With the exception of Ibelli, Robson, Fioravanti and Igarashi, all the important players advanced today. We might well question whether everyone in that group is a player, of course, but Kanoa certainly should be.
Could he really fall off Tour? I won’t pretend to know the various scenarios that see him saved or culled, but why should I? If the WSL want to make this Cut more impactful they need to do a better job of outlining this for fans, beyond the half-baked vagueness of “soandso needs a strong result…”
Notable for saving themselves today were Kelly Slater, Zeke Lau and Kolohe Andino, who all took unlikely top honours in their opening heats.
I’ll keep my powder dry and words few on Slater today, because there will be much more to say in time, regardless of how the days pan out.
There was a litany of excuses today, despite his victory. It was almost as if he’d front-loaded them, expecting to lose. He’d got here late, three in the morning. It was a fifteen hour journey. He’d surfed in a northerly, the worst thing you can do, he said. There was a kick away air, a good board broken. And so on and so forth.
We get it, Kelly, excuses come more readily than wins these days.

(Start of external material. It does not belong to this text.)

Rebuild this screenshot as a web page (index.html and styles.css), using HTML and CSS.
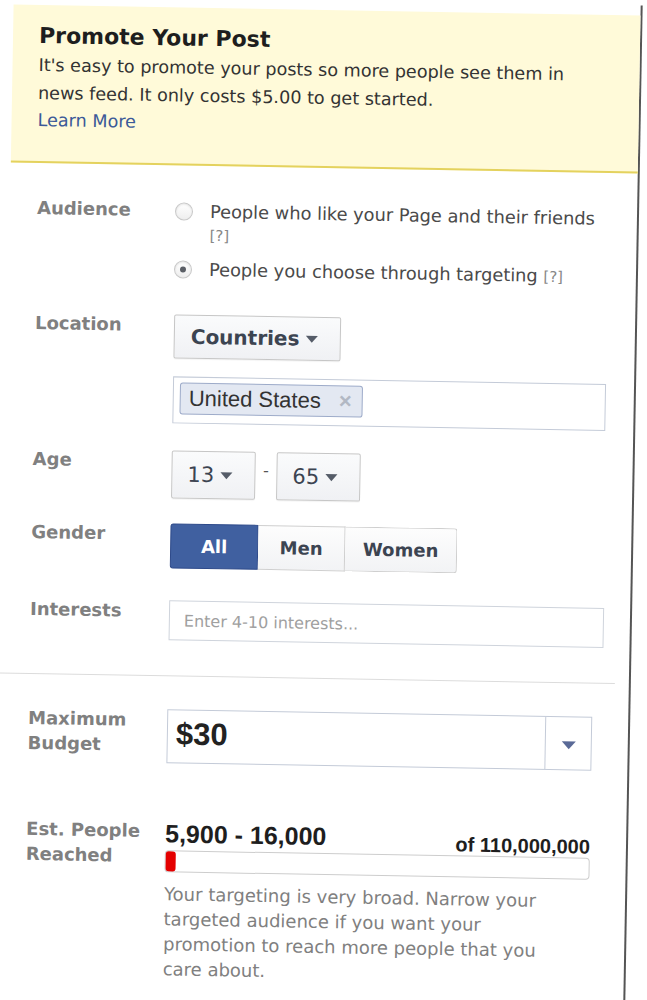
FILE: index.html
```html
<!DOCTYPE html>
<html lang="en">
<head>
    <meta charset="UTF-8">
    <meta name="viewport" content="width=device-width, initial-scale=1.0">
    <title>Promote Your Post</title>
    <link rel="stylesheet" href="styles.css">
</head>
<body>
    <div class="panel">
        <div class="promo">
            <h1>Promote Your Post</h1>
            <p>It's easy to promote your posts so more people see them in<br>news feed. It only costs $5.00 to get started.</p>
            <a class="learn-more" href="#">Learn More</a>
        </div>

        <div class="targeting">
            <div class="row row-audience">
                <div class="label">Audience</div>
                <div class="field">
                    <div class="radio-option">
                        <span class="radio"></span>
                        <span class="radio-text">People who like your Page and their friends <span class="help">[?]</span></span>
                    </div>
                    <div class="radio-option">
                        <span class="radio checked"></span>
                        <span class="radio-text">People you choose through targeting <span class="help">[?]</span></span>
                    </div>
                </div>
            </div>

            <div class="row row-location">
                <div class="label">Location</div>
                <div class="field">
                    <div class="select-btn countries">Countries <span class="caret"></span></div>
                    <div class="token-box">
                        <span class="token">United States <span class="token-x">&times;</span></span>
                    </div>
                </div>
            </div>

            <div class="row row-age">
                <div class="label">Age</div>
                <div class="field age-field">
                    <div class="select-btn age">13 <span class="caret"></span></div>
                    <span class="dash">-</span>
                    <div class="select-btn age">65 <span class="caret"></span></div>
                </div>
            </div>

            <div class="row row-gender">
                <div class="label">Gender</div>
                <div class="field">
                    <div class="segmented">
                        <span class="seg seg-all active">All</span>
                        <span class="seg seg-men">Men</span>
                        <span class="seg seg-women">Women</span>
                    </div>
                </div>
            </div>

            <div class="row row-interests">
                <div class="label">Interests</div>
                <div class="field">
                    <div class="text-input">Enter 4-10 interests...</div>
                </div>
            </div>
        </div>

        <div class="budget">
            <div class="row row-budget">
                <div class="label label-2line">Maximum<br>Budget</div>
                <div class="field">
                    <div class="budget-select">
                        <span class="budget-value">$30</span>
                        <span class="budget-drop"><span class="budget-caret"></span></span>
                    </div>
                </div>
            </div>

            <div class="row row-reach">
                <div class="label label-2line">Est. People<br>Reached</div>
                <div class="field">
                    <div class="reach-head">
                        <span class="reach-range">5,900 - 16,000</span>
                        <span class="reach-total">of 110,000,000</span>
                    </div>
                    <div class="reach-bar"><div class="reach-fill" style="width: 10px;"></div></div>
                    <p class="reach-note">Your targeting is very broad. Narrow your targeted audience if you want your promotion to reach more people that you care about.</p>
                </div>
            </div>
        </div>
    </div>
</body>
</html>
```

FILE: styles.css
```css
body {
    margin: 0;
    background: #fff;
    color: #333;
    font-family: "DejaVu Sans", sans-serif;
    overflow: hidden;
}
.panel {
    width: 634px;
    height: 1000px;
    box-sizing: border-box;
    padding-top: 10px;
    border-right: 2px solid #555;
    transform: rotate(1deg);
    transform-origin: 323px 500px;
}

/* yellow intro box */
.promo {
    margin-left: 5px;
    height: 158px;
    box-sizing: border-box;
    padding: 17px 20px 0 26px;
    background-color: #fffad9;
    border-bottom: 2px solid #e4d25e;
}
.promo h1 {
    margin: 0;
    font-size: 22px;
    line-height: 28px;
    color: #1e1e1e;
}
.promo p {
    margin: 1px 0 0;
    font-size: 17.6px;
    line-height: 28px;
    color: #333;
}
.learn-more {
    display: block;
    font-size: 17.6px;
    line-height: 27px;
    color: #3b5998;
    text-decoration: none;
}

/* form rows */
.targeting {
    padding: 34px 0 0 32px;
}
.row {
    display: flex;
    align-items: flex-start;
}
.label {
    width: 139px;
    flex-shrink: 0;
    font-size: 18px;
    font-weight: bold;
    line-height: 22px;
    color: #808080;
}
.field {
    flex: 1;
}
.row-location { margin-top: 32px; }
.row-age { margin-top: 27px; }
.row-gender { margin-top: 25px; }
.row-interests { margin-top: 32px; }

/* audience radios */
.radio-option {
    display: flex;
    align-items: flex-start;
}
.radio-option + .radio-option {
    margin-top: 10px;
}
.radio {
    width: 16px;
    height: 16px;
    margin: 3px 17px 0 -1px;
    flex-shrink: 0;
    border: 1px solid #c8c8c8;
    border-radius: 50%;
    background: linear-gradient(#fff, #eeeeee);
    box-shadow: inset 0 1px 2px rgba(0, 0, 0, 0.1);
    position: relative;
}
.radio.checked::after {
    content: '';
    position: absolute;
    left: 5px;
    top: 5px;
    width: 6px;
    height: 6px;
    border-radius: 50%;
    background: #5b5f66;
}
.radio-text {
    width: 400px;
    font-size: 17.8px;
    line-height: 23px;
    color: #4a4a4a;
}
.help {
    font-size: 15px;
    color: #888;
}

/* location */
.select-btn {
    display: inline-flex;
    align-items: center;
    box-sizing: border-box;
    border: 1px solid #c6c6c6;
    border-radius: 2px;
    background: linear-gradient(#fafbfc, #f0f1f4);
    box-shadow: 0 1px 1px rgba(0, 0, 0, 0.05);
    color: #3c4451;
}
.caret {
    display: inline-block;
    margin-left: 6px;
    border-left: 6px solid transparent;
    border-right: 6px solid transparent;
    border-top: 7px solid #555c68;
}
.countries {
    width: 167px;
    height: 44px;
    padding-left: 16px;
    font-size: 20px;
    font-weight: bold;
}
.token-box {
    margin-top: 18px;
    width: 433px;
    height: 47px;
    box-sizing: border-box;
    border: 1px solid #c4cbd8;
    padding: 5px 0 0 6px;
}
.token {
    display: inline-flex;
    align-items: center;
    height: 32px;
    box-sizing: border-box;
    padding: 0 10px 0 8px;
    border: 1px solid #9dabc9;
    border-radius: 3px;
    background: #e3e8f2;
    font-family: "Liberation Sans", Arial, sans-serif;
    font-size: 22px;
    color: #333;
}
.token-x {
    margin-left: 18px;
    font-size: 22px;
    font-weight: bold;
    color: #b2b8c4;
}

/* age */
.age-field {
    display: flex;
    align-items: center;
}
.age {
    width: 84px;
    height: 48px;
    padding-left: 15px;
    font-size: 21px;
}
.dash {
    width: 21px;
    text-align: center;
    font-size: 16px;
    color: #555;
    margin-top: -12px;
}

/* gender */
.segmented {
    display: flex;
    height: 45px;
}
.seg {
    display: flex;
    align-items: center;
    justify-content: center;
    box-sizing: border-box;
    border: 1px solid #cfcfcf;
    border-left: none;
    background: linear-gradient(#fdfdfd, #f2f3f5);
    font-size: 18px;
    font-weight: bold;
    color: #3c4451;
}
.seg-all { width: 88px; border-left: 1px solid #2e4a8a; border-color: #2e4a8a; border-radius: 3px 0 0 3px; }
.seg-men { width: 87px; }
.seg-women { width: 112px; border-radius: 0 3px 3px 0; }
.seg.active {
    background: #4060a0;
    color: #fff;
}

/* interests */
.text-input {
    width: 435px;
    height: 40px;
    box-sizing: border-box;
    border: 1px solid #cfd4dc;
    padding: 0 14px;
    display: flex;
    align-items: center;
    font-size: 16px;
    color: #a0a0a0;
}

/* budget section */
.budget {
    margin-top: 35px;
    margin-right: 14px;
    border-top: 1px solid #dcdcdc;
    padding: 33px 0 0 32px;
}
.label-2line {
    line-height: 25px;
    margin-top: -2px;
}
.budget-select {
    display: flex;
    width: 425px;
    height: 54px;
    box-sizing: border-box;
    border: 1px solid #c4cbd8;
}
.budget-value {
    flex: 1;
    padding: 6px 0 0 8px;
    font-family: "Liberation Sans", Arial, sans-serif;
    font-size: 31px;
    font-weight: bold;
    color: #222;
}
.budget-drop {
    width: 45px;
    border-left: 1px solid #c4cbd8;
    display: flex;
    align-items: center;
    justify-content: center;
}
.budget-caret {
    border-left: 7px solid transparent;
    border-right: 7px solid transparent;
    border-top: 8px solid #5a6a97;
    margin-top: 4px;
}

.row-reach {
    margin-top: 57px;
}
.reach-head {
    width: 425px;
    display: flex;
    justify-content: space-between;
    align-items: baseline;
    font-family: "Liberation Sans", Arial, sans-serif;
    font-weight: bold;
    color: #1e1e1e;
}
.reach-range {
    font-size: 25px;
    line-height: 26px;
}
.reach-total {
    font-size: 20px;
    position: relative;
    top: 4px;
}
.reach-bar {
    margin-top: 3px;
    width: 425px;
    height: 22px;
    box-sizing: border-box;
    border: 1px solid #cdcdcd;
    border-radius: 4px;
    background: #fff;
}
.reach-fill {
    height: 100%;
    border-radius: 3px;
    background: #e40000;
}
.reach-note {
    margin: 9px 0 0;
    width: 395px;
    font-size: 18px;
    line-height: 25px;
    color: #808080;
}
```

There’ll be plenty of opportunity for Slater in the coming days, and everyone else. And that’s the great thing about Main Break, it’s one of the more democratic waves on Tour. It favours neither goofy, nor regular. Airs might be a point of difference, but commitment to sections in more traditional or purist style will be equally rewarded.
We’ll still have the red, dusty gloryholes of the West Australian tourist board shoved down our throats, of course, (before, after and especially during heats) but thankfully, the surfing should dampen the pain, if not snuff out the noise.
Failing that, just turn the sound off, or get your beak in the dust and get into it. Farm to table, naturally.